● **Information supplied**:
────────────────────

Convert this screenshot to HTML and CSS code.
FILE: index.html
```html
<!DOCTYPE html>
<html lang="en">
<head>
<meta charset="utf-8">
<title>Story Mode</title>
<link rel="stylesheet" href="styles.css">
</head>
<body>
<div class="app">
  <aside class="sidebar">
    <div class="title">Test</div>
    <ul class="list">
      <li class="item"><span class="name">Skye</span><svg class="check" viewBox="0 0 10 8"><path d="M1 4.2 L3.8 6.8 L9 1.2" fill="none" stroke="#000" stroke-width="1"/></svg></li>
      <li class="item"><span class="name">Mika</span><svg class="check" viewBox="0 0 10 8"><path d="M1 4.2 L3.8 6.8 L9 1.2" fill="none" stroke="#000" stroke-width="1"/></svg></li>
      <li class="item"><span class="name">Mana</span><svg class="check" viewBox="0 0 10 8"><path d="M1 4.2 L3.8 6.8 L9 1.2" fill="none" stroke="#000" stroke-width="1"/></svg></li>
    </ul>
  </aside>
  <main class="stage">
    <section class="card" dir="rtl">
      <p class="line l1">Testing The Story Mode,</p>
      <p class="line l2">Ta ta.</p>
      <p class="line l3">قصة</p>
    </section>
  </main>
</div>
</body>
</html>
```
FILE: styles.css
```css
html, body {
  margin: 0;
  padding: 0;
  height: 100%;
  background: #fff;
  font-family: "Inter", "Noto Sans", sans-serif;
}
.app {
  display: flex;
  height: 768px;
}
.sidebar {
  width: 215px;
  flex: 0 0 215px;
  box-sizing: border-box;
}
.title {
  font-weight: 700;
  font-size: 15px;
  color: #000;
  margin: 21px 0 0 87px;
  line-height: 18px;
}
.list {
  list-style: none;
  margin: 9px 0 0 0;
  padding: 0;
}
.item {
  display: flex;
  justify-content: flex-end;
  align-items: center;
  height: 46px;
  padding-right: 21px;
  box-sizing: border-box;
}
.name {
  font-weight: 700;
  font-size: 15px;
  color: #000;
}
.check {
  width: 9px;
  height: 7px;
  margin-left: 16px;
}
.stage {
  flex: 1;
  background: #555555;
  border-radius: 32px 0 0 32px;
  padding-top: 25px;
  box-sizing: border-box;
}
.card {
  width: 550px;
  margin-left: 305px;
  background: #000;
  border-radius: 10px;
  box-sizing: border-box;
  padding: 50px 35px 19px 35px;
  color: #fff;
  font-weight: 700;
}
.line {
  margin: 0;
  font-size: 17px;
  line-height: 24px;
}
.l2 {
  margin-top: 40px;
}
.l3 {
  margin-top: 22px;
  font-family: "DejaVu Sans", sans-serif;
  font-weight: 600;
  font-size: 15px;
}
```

────────────────────

● **Stated exercise**: Print back all the lines verbatim.

● **Answer for the task**:
Convert this screenshot to HTML and CSS code.
FILE: index.html
```html
<!DOCTYPE html>
<html lang="en">
<head>
<meta charset="utf-8">
<title>Story Mode</title>
<link rel="stylesheet" href="styles.css">
</head>
<body>
<div class="app">
  <aside class="sidebar">
    <div class="title">Test</div>
    <ul class="list">
      <li class="item"><span class="name">Skye</span><svg class="check" viewBox="0 0 10 8"><path d="M1 4.2 L3.8 6.8 L9 1.2" fill="none" stroke="#000" stroke-width="1"/></svg></li>
      <li class="item"><span class="name">Mika</span><svg class="check" viewBox="0 0 10 8"><path d="M1 4.2 L3.8 6.8 L9 1.2" fill="none" stroke="#000" stroke-width="1"/></svg></li>
      <li class="item"><span class="name">Mana</span><svg class="check" viewBox="0 0 10 8"><path d="M1 4.2 L3.8 6.8 L9 1.2" fill="none" stroke="#000" stroke-width="1"/></svg></li>
    </ul>
  </aside>
  <main class="stage">
    <section class="card" dir="rtl">
      <p class="line l1">Testing The Story Mode,</p>
      <p class="line l2">Ta ta.</p>
      <p class="line l3">قصة</p>
    </section>
  </main>
</div>
</body>
</html>
```
FILE: styles.css
```css
html, body {
  margin: 0;
  padding: 0;
  height: 100%;
  background: #fff;
  font-family: "Inter", "Noto Sans", sans-serif;
}
.app {
  display: flex;
  height: 768px;
}
.sidebar {
  width: 215px;
  flex: 0 0 215px;
  box-sizing: border-box;
}
.title {
  font-weight: 700;
  font-size: 15px;
  color: #000;
  margin: 21px 0 0 87px;
  line-height: 18px;
}
.list {
  list-style: none;
  margin: 9px 0 0 0;
  padding: 0;
}
.item {
  display: flex;
  justify-content: flex-end;
  align-items: center;
  height: 46px;
  padding-right: 21px;
  box-sizing: border-box;
}
.name {
  font-weight: 700;
  font-size: 15px;
  color: #000;
}
.check {
  width: 9px;
  height: 7px;
  margin-left: 16px;
}
.stage {
  flex: 1;
  background: #555555;
  border-radius: 32px 0 0 32px;
  padding-top: 25px;
  box-sizing: border-box;
}
.card {
  width: 550px;
  margin-left: 305px;
  background: #000;
  border-radius: 10px;
  box-sizing: border-box;
  padding: 50px 35px 19px 35px;
  color: #fff;
  font-weight: 700;
}
.line {
  margin: 0;
  font-size: 17px;
  line-height: 24px;
}
.l2 {
  margin-top: 40px;
}
.l3 {
  margin-top: 22px;
  font-family: "DejaVu Sans", sans-serif;
  font-weight: 600;
  font-size: 15px;
}
```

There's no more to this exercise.